Date: 2012-09-10 10:21 pm (UTC)
*g* To be completely fair, I think she does a good Richard (not evil nor sugarcoated) and I appreciated that Elizabeth's being the heroine didn't keep her from being jealous and vindictive. But ugh, the witchcraft and the Melusine stuff. I was okay with Melusine until we got to the end of the fairytale, where what made the knight afraid was not that she was a mermaid, but that she was ~a woman~, because we are of course mysterious and terrifying. I just....I think I'm the more irritated because I kind of presumed that if you want to retell a period of history through the eyes of a strong woman, you must be a feminist! And that really isn't. I also really disliked that Elizabeth and Jacquetta are the only woman who seem to be portrayed sympathetically -- Cecily Neville in particular badly got the short straw. Of course, Elizabeth has no reason to like her, and I'm sure that through Anne's eyes she would look different, but there's no hint ever that the narrator is unreliable.

Wow, a book? :D

I'm trying to figure out how on earth a person writes Richard/Anne fluff...
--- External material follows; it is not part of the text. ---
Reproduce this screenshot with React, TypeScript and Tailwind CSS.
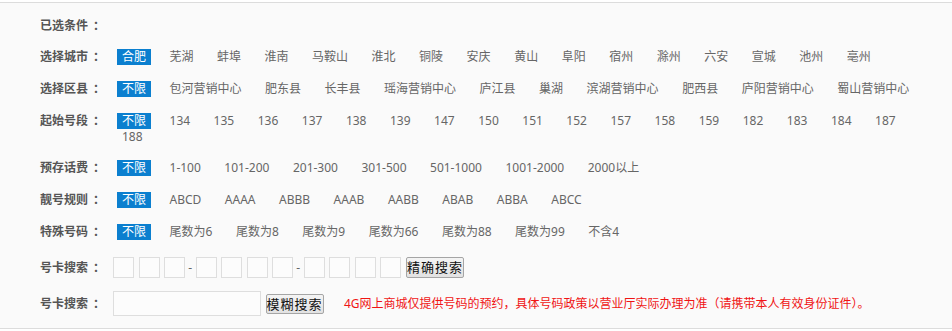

I think it plays up the childhood sweethearts angle quite a lot. :) And then it ends at the birth of their son, rather than taking things all the way to the end of their lives. I'm about halfway through at the moment, and it's less fluffy than I thought - poor Anne has to endure quite a lot at the hands of Margaret of Anjou and Edward of Lancaster. (who are a biiiit overdone, though convincingly portrayed as people who've been warped and made co-dependent by brooding over deposition and exile.)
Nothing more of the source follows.